Uncertain future for Art Gallery of NSW Director Michael Brand
The future of Art Gallery of NSW Director Dr Michael Brand is shrouded in uncertainty after the institution's board declined to renew his five-year tenure for another full term, citing pressures over its controversial $450 million Sydney Modern expansion project.
Dr Brand's contract, which expires in June, was extended for a further 12 months only, prompting claims that his days were numbered at the gallery.
Fairfax Media art critic John McDonald suggested "it is hardly a vote of confidence in him.”
Board of Trustees President David Gonski said the decision not to renew Dr Brand's term for a full five years was based on public service rules, introduced in 2014, requiring long-term senior appointments to be first advertised widely.

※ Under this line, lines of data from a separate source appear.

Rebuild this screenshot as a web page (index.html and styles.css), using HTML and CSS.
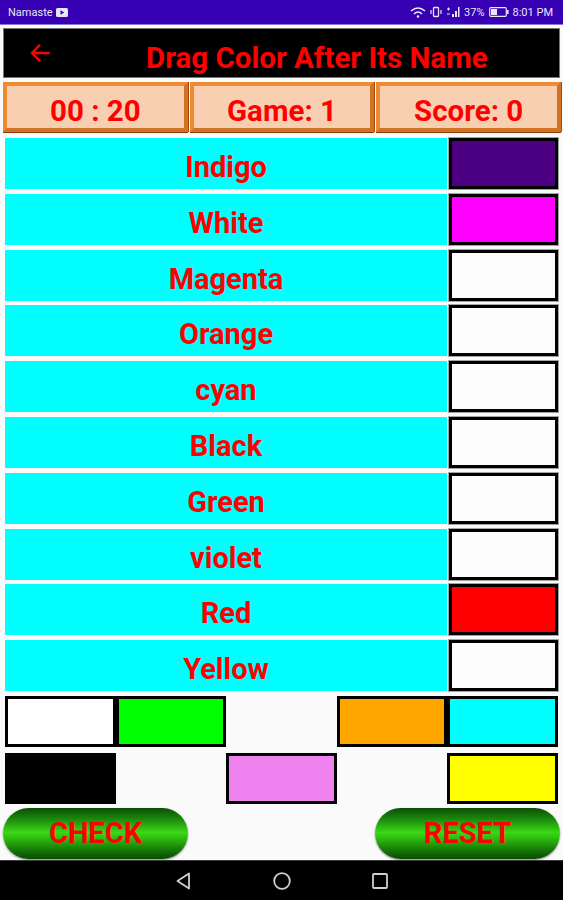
FILE: index.html
```html
<!DOCTYPE html>
<html lang="en">
<head>
<meta charset="utf-8">
<title>Drag Color After Its Name</title>
<link rel="stylesheet" href="styles.css">
</head>
<body>
<div class="screen">
  <header class="status">
    <div class="status-left">
      <span>Namaste</span>
      <svg class="notif" viewBox="0 0 12 9" width="12" height="9"><rect x="0" y="0" width="12" height="9" rx="1.5" fill="#e6e6f5"/><path d="M4.5 2.2 L8.2 4.5 L4.5 6.8 Z" fill="#3700b3"/></svg>
    </div>
    <div class="status-right">
      <svg viewBox="0 0 16 12" width="16" height="12"><path d="M1 5 Q8 -1 15 5" fill="none" stroke="#e6e6f5" stroke-width="1.6"/><path d="M4 8 Q8 4 12 8" fill="none" stroke="#e6e6f5" stroke-width="1.6"/><circle cx="8" cy="10.5" r="1.3" fill="#e6e6f5"/></svg>
      <svg viewBox="0 0 12 12" width="12" height="12"><rect x="3.5" y="1.5" width="5" height="9" rx="0.8" fill="none" stroke="#e6e6f5" stroke-width="1.3"/><path d="M1 4 V8 M11 4 V8" stroke="#e6e6f5" stroke-width="1.2"/></svg>
      <svg viewBox="0 0 14 12" width="14" height="12"><path d="M1 3 H4 M2.5 1.5 V4.5 M1 8 H4" stroke="#e6e6f5" stroke-width="1.1"/><path d="M6 11 H8 V8 H6 Z M9 11 H11 V5 H9 Z M12 11 H13.5 V1 H12 Z" fill="#e6e6f5"/></svg>
      <span>37%</span>
      <svg viewBox="0 0 20 10" width="20" height="10"><rect x="0.7" y="0.7" width="16.6" height="8.6" rx="1" fill="none" stroke="#e6e6f5" stroke-width="1.2"/><rect x="2" y="2" width="6" height="6" fill="#e6e6f5"/><rect x="17.8" y="3" width="1.8" height="4" fill="#e6e6f5"/></svg>
      <span>8:01 PM</span>
    </div>
  </header>

  <div class="toolbar">
    <svg class="back" viewBox="0 0 24 24" width="26" height="26"><path d="M20 12 H5 M11.5 5 L4.5 12 L11.5 19" fill="none" stroke="#ff0000" stroke-width="2.2" stroke-linecap="round" stroke-linejoin="round"/></svg>
    <h1 class="title">Drag Color After Its Name</h1>
  </div>

  <section class="stats">
    <div class="stat">00 : 20</div>
    <div class="stat">Game: 1</div>
    <div class="stat">Score: 0</div>
  </section>

  <section class="rows">
    <div class="row"><div class="label">Indigo</div><div class="slot" style="background:#4b0082"></div></div>
    <div class="row"><div class="label">White</div><div class="slot" style="background:#ff00ff"></div></div>
    <div class="row"><div class="label">Magenta</div><div class="slot"></div></div>
    <div class="row"><div class="label">Orange</div><div class="slot"></div></div>
    <div class="row"><div class="label">cyan</div><div class="slot"></div></div>
    <div class="row"><div class="label">Black</div><div class="slot"></div></div>
    <div class="row"><div class="label">Green</div><div class="slot"></div></div>
    <div class="row"><div class="label">violet</div><div class="slot"></div></div>
    <div class="row"><div class="label">Red</div><div class="slot" style="background:#ff0000"></div></div>
    <div class="row"><div class="label">Yellow</div><div class="slot"></div></div>
  </section>

  <section class="tray">
    <div class="chip" style="background:#ffffff"></div>
    <div class="chip" style="background:#00ff00"></div>
    <div class="chip empty"></div>
    <div class="chip" style="background:#ffa500"></div>
    <div class="chip" style="background:#00ffff"></div>
    <div class="chip" style="background:#000000"></div>
    <div class="chip empty"></div>
    <div class="chip" style="background:#ee82ee"></div>
    <div class="chip empty"></div>
    <div class="chip" style="background:#ffff00"></div>
  </section>

  <section class="actions">
    <button class="pill">CHECK</button>
    <button class="pill">RESET</button>
  </section>

  <nav class="navbar">
    <svg viewBox="0 0 20 20" width="20" height="20"><path d="M15 2.5 L15 17.5 L3.5 10 Z" fill="none" stroke="#cfcfcf" stroke-width="1.8" stroke-linejoin="round"/></svg>
    <svg viewBox="0 0 20 20" width="20" height="20"><circle cx="10" cy="10" r="7.8" fill="none" stroke="#cfcfcf" stroke-width="1.8"/></svg>
    <svg viewBox="0 0 20 20" width="20" height="20"><rect x="3" y="3" width="14" height="14" rx="1" fill="none" stroke="#cfcfcf" stroke-width="1.8"/></svg>
  </nav>
</div>
</body>
</html>
```

FILE: styles.css
```css
* { box-sizing: border-box; }

html, body {
  margin: 0;
  padding: 0;
  background: #fafafa;
}

.screen {
  width: 563px;
  height: 900px;
  display: flex;
  flex-direction: column;
  font-family: Roboto, "Liberation Sans", sans-serif;
  overflow: hidden;
}

/* system status bar */
.status {
  height: 25px;
  background: #3700b3;
  border-bottom: 1px solid #8a78d8;
  color: #e6e6f5;
  font-size: 11px;
  display: flex;
  align-items: center;
  justify-content: space-between;
  padding: 0 10px 0 8px;
}
.status-left, .status-right {
  display: flex;
  align-items: center;
  gap: 3px;
}
.status-right { gap: 4px; }

/* app bar */
.toolbar {
  margin: 3px 3px 0 3px;
  height: 50px;
  background: #000;
  border: 1px solid #777;
  display: flex;
  align-items: center;
}
.back {
  margin-left: 23px;
  flex: none;
}
.title {
  margin: 0 0 0 93px;
  height: 48px;
  padding-top: 5px;
  line-height: 48px;
  overflow: hidden;
  color: #ff0000;
  font-size: 29.5px;
  font-weight: 700;
  white-space: nowrap;
}

/* timer / game / score */
.stats {
  margin: 4px 2px 0 3px;
  height: 50px;
  display: grid;
  grid-template-columns: repeat(3, 1fr);
  gap: 2px;
}
.stat {
  background: #f8cfb1;
  border: 4px solid #ee8a32;
  border-bottom-color: #d27224;
  border-right-color: #d27224;
  box-shadow: 0 1px 0 #8a3c0c, 1px 0 0 #a04a14;
  color: #ff0000;
  font-size: 29.5px;
  font-weight: 700;
  text-align: center;
  line-height: 40px;
  padding-top: 5px;
  overflow: hidden;
}

/* name rows with drop slots */
.rows {
  margin: 6px 5px 0 5px;
  display: flex;
  flex-direction: column;
  gap: 4.8px;
}
.row {
  height: 51px;
  display: grid;
  grid-template-columns: 442px 1fr;
  gap: 2px;
}
.label {
  background: #00ffff;
  color: #ff0000;
  font-size: 29px;
  font-weight: 700;
  text-align: center;
  line-height: 51px;
  padding-top: 4px;
  overflow: hidden;
}
.slot {
  background: #fdfdfd;
  border: 3px solid #000;
  box-shadow: 0 0 0 1px rgba(0, 0, 0, 0.35);
}

/* draggable colour chips */
.tray {
  margin: 5px 5px 0 5px;
  display: grid;
  grid-template-columns: repeat(5, 1fr);
  grid-auto-rows: 51px;
  row-gap: 5.5px;
}
.chip {
  border: 3.5px solid #000;
}
.chip.empty {
  border: none;
  background: transparent;
}

/* check / reset */
.actions {
  margin: 4px 3px 0 3px;
  display: flex;
  justify-content: space-between;
}
.pill {
  width: 185px;
  height: 51px;
  border: none;
  border-radius: 26px;
  background: linear-gradient(to bottom, #0b4f05 0%, #1b8a0c 22%, #3ad816 48%, #2fc012 58%, #167a08 82%, #0a4a04 100%);
  box-shadow: 0 1px 2px rgba(0, 0, 0, 0.45);
  color: #ff0000;
  font-family: Roboto, "Liberation Sans", sans-serif;
  font-size: 29px;
  font-weight: 700;
  padding: 0;
}

/* system navigation bar */
.navbar {
  margin-top: auto;
  height: 40px;
  background: #000;
  border-top: 1px solid #3a3a3a;
  display: flex;
  justify-content: center;
  align-items: center;
  gap: 78px;
}
```
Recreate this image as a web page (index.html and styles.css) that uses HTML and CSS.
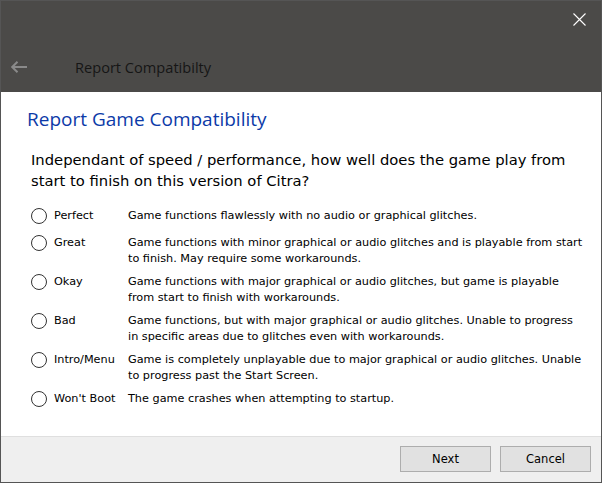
FILE: index.html
```html
<!DOCTYPE html>
<html lang="en">
<head>
<meta charset="utf-8">
<title>Report Compatibilty</title>
<link rel="stylesheet" href="styles.css">
</head>
<body>
<div class="window">
  <header class="titlebar">
    <div class="titlebar-top">
      <button class="close" aria-label="Close">
        <svg width="13" height="13" viewBox="0 0 13 13"><path d="M0.5 0.5 L12.5 12.5 M12.5 0.5 L0.5 12.5" stroke="#ffffff" stroke-width="1.1" fill="none"/></svg>
      </button>
    </div>
    <div class="titlebar-bottom">
      <svg class="back" width="17" height="12" viewBox="0 0 17 12"><path d="M1 6 H16 M6.5 0.8 L1.2 6 L6.5 11.2" stroke="#8a8a8a" stroke-width="2" fill="none"/></svg>
      <span class="title">Report Compatibilty</span>
    </div>
  </header>
  <main class="content">
    <h1 class="heading">Report Game Compatibility</h1>
    <p class="question">Independant of speed / performance, how well does the game play from start to finish on this version of Citra?</p>
    <div class="options">
      <label class="option"><span class="radio"></span><span class="label">Perfect</span><span class="desc">Game functions flawlessly with no audio or graphical glitches.</span></label>
      <label class="option"><span class="radio"></span><span class="label">Great</span><span class="desc">Game functions with minor graphical or audio glitches and is playable from start<br>to finish. May require some workarounds.</span></label>
      <label class="option"><span class="radio"></span><span class="label">Okay</span><span class="desc">Game functions with major graphical or audio glitches, but game is playable<br>from start to finish with workarounds.</span></label>
      <label class="option"><span class="radio"></span><span class="label">Bad</span><span class="desc">Game functions, but with major graphical or audio glitches. Unable to progress<br>in specific areas due to glitches even with workarounds.</span></label>
      <label class="option"><span class="radio"></span><span class="label">Intro/Menu</span><span class="desc">Game is completely unplayable due to major graphical or audio glitches. Unable<br>to progress past the Start Screen.</span></label>
      <label class="option"><span class="radio"></span><span class="label">Won't Boot</span><span class="desc">The game crashes when attempting to startup.</span></label>
    </div>
  </main>
  <footer class="footer">
    <button class="btn">Next</button>
    <button class="btn">Cancel</button>
  </footer>
</div>
</body>
</html>
```

FILE: styles.css
```css
* { box-sizing: border-box; }
html, body { margin: 0; padding: 0; background: #ffffff; }
.window {
  width: 602px;
  height: 483px;
  border: 1px solid #555555;
  display: flex;
  flex-direction: column;
  background: #ffffff;
  overflow: hidden;
}
.titlebar {
  height: 91px;
  background: #4b4a48;
  display: flex;
  flex-direction: column;
}
.titlebar-top {
  display: flex;
  justify-content: flex-end;
  padding: 12px 15px 0 0;
  height: 44px;
}
.close {
  width: 13px;
  height: 13px;
  padding: 0;
  border: 0;
  background: transparent;
  display: block;
}
.close svg { display: block; }
.titlebar-bottom {
  display: flex;
  align-items: center;
  height: 44px;
  padding: 0 0 0 10px;
}
.back { display: block; }
.title {
  margin-left: 47px;
  font-family: "Open Sans", sans-serif;
  font-size: 14.6px;
  color: #161616;
}
.content {
  flex: 1;
  padding: 14px 0 0 26px;
}
.heading {
  margin: 0;
  font-family: "Open Sans", sans-serif;
  font-weight: normal;
  font-size: 19px;
  line-height: 26px;
  color: #0c3aa8;
}
.question {
  margin: 17px 0 0 4px;
  font-family: "DejaVu Sans", sans-serif;
  font-size: 14.75px;
  line-height: 21px;
  color: #000000;
}
.options {
  margin: 15px 0 0 4px;
  display: flex;
  flex-direction: column;
  gap: 5px;
}
.option {
  display: grid;
  grid-template-columns: 23px 74px 1fr;
  align-items: start;
  min-height: 22px;
  font-family: "DejaVu Sans", sans-serif;
  font-size: 11.25px;
  line-height: 16px;
  color: #000000;
}
.radio {
  width: 16px;
  height: 16px;
  border: 1px solid #333333;
  border-radius: 50%;
  background: #ffffff;
  margin-top: 2px;
}
.label { padding-top: 2px; white-space: nowrap; }
.desc { padding-top: 2px; white-space: nowrap; }
.footer {
  height: 46px;
  border-top: 1px solid #dfdfdf;
  background: #efefef;
  display: flex;
  justify-content: flex-end;
  gap: 9px;
  padding: 9px 10px 0 0;
}
.btn {
  width: 91px;
  height: 26px;
  border: 1px solid #adadad;
  background: #e1e1e1;
  font-family: "DejaVu Sans", sans-serif;
  font-size: 11.5px;
  color: #000000;
  padding: 0;
}
```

However, undergoing that process and making Dr Brand reapply for his job while he was seeking donors for Sydney Modern could destabilise the plan, he said.
Gonski told Fairfax Media that Brand was a "strong arts administrator" who brought "strategic vigour and creative clarity" to the gallery.
Dr Brand’s tenure at the Art Gallery of NSW has seen him champion the controversial Sydney Modern plan which would double the gallery's size, with spaces for large-scale exhibitions, a restaurant and function centre.
However, former Australian Prime Minister Paul Keating has labelled it a "land grab" entertainment complex "masquerading as an art gallery".
A failure to attract sufficient public benefactors for the proposal has left questions hanging over the ambitious development with suggestions that Dr Brand might depart his role if funding for the extension is not secured.
His relatively time in post - following predecessor Edmund Capon's 33-year term - has also been marred by increasingly sour relations with the Art Gallery Society of NSW.
Annual visitor numbers to the gallery since his appointment in mid-2012 have fallen by 11%, to under 1.3 million.
Image: Dr Brand with an architect's model of the Sydney Modern.